Entertainment Focus talks about the recent Kevin Spacey Award for the new rock musical Wasted:
The rock-musical tells the story of Yorkshire’s Brontë siblings; Anne, Charlotte, Emily and brother Branwell, with songs inspired by the sisters. The show is set to be staged at West Yorkshire Playhouse in October, as part of the Brontë season marking the bicentenary of Charlotte Brontë’s birth.
Director Adam Lenson adds: “This is a career defining opportunity for me to be able to direct a major workshop of a stunning new British musical and to get to work closely with the writers up until and beyond
that workshop. I am so grateful for this first show of support for a project that I wholeheartedly believe will go the distance and can help redefine what the British musical can be.” (Samuel Payne)

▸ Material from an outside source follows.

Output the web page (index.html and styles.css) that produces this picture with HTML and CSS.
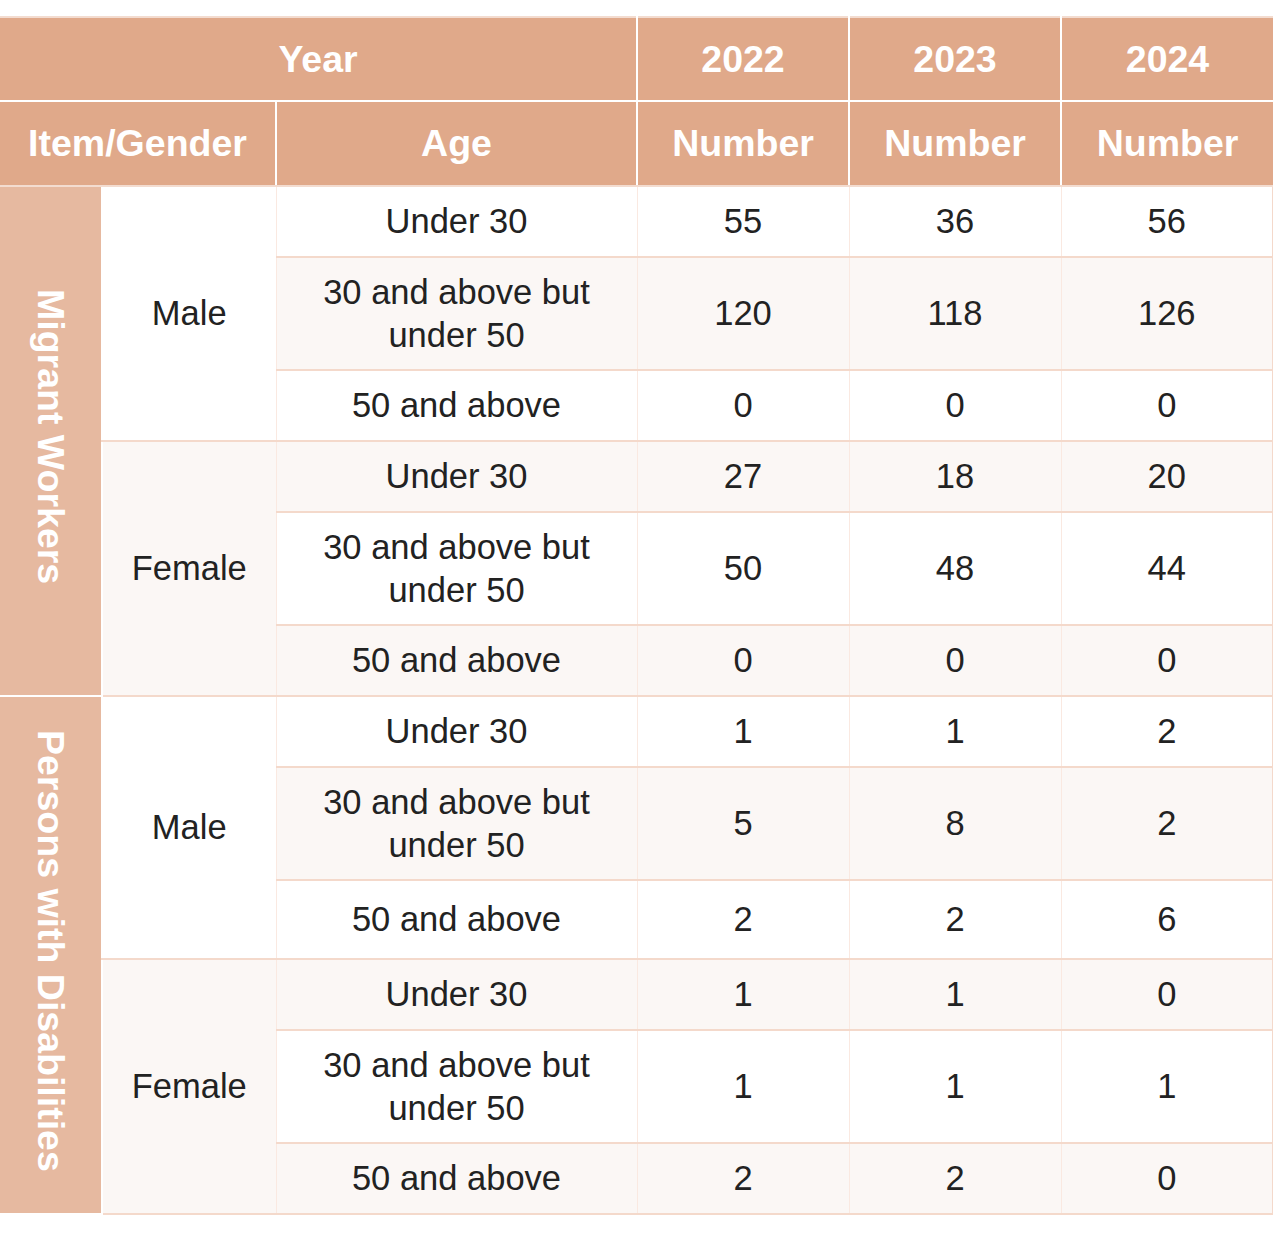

Nerdist presents the trailer of the upcoming Shipwrecked Comedy video, Edgar Allan Poe's Murder Mystery Dinner Party:
Talk about feeling like you missed out on the party of a lifetime! Thanks to the fine folks at Shipwrecked Comedy, and a whole bunch of backers through Kickstarter, Edgar Allan Poe’s Murder Mystery Dinner Party will be coming to YouTube this August. Take a moment and check out the exclusive trailer for t
his literary whodunit above.
As we reported in February, the new show is an offshoot of Shipwrecked’s A Tell Tale Vlog and follows the tale of Edgar Allen Poe (Sean Persaud) and Lenore (Sinead Persaud) as they throw a dinner party for the literary ages. In attendance, all your favorite classic authors from Ernest Hemingway (Joey Richter) to Charlotte Brontë (Ashley Clements) and H.G. Wells (Blake Silver), and that’s just three from the guest list! (Rachel Berkey)
Entertainment Weekly and BuddyTV discuss the latest episode of American Gothic (S01E06):
Madeline is quick to refute any suspicions of Mitch, and Alison makes the very valid point that Mitch’s “favorite book was Wuthering Heights,” making him an innocent man if there ever was one. (Christina Ciammaichelli)
Alison, meanwhile, goes to read her dad's favorite book Wuthering Heights. Instead, though, she finds some pictures and papers inside. (Robin Lempel)
Keighley News informs that Sally Wainwright has received an honorary award honoured by the University of Huddersfield:
The writer of the BBC’s upcoming Brontë movie To Walk Invisible has been honoured by the University of Huddersfield.
Sally Wainwright, who sets many of her TV dramas in West Yorkshire, received honorary awards during the university’s graduation ceremony this month. (David Knights)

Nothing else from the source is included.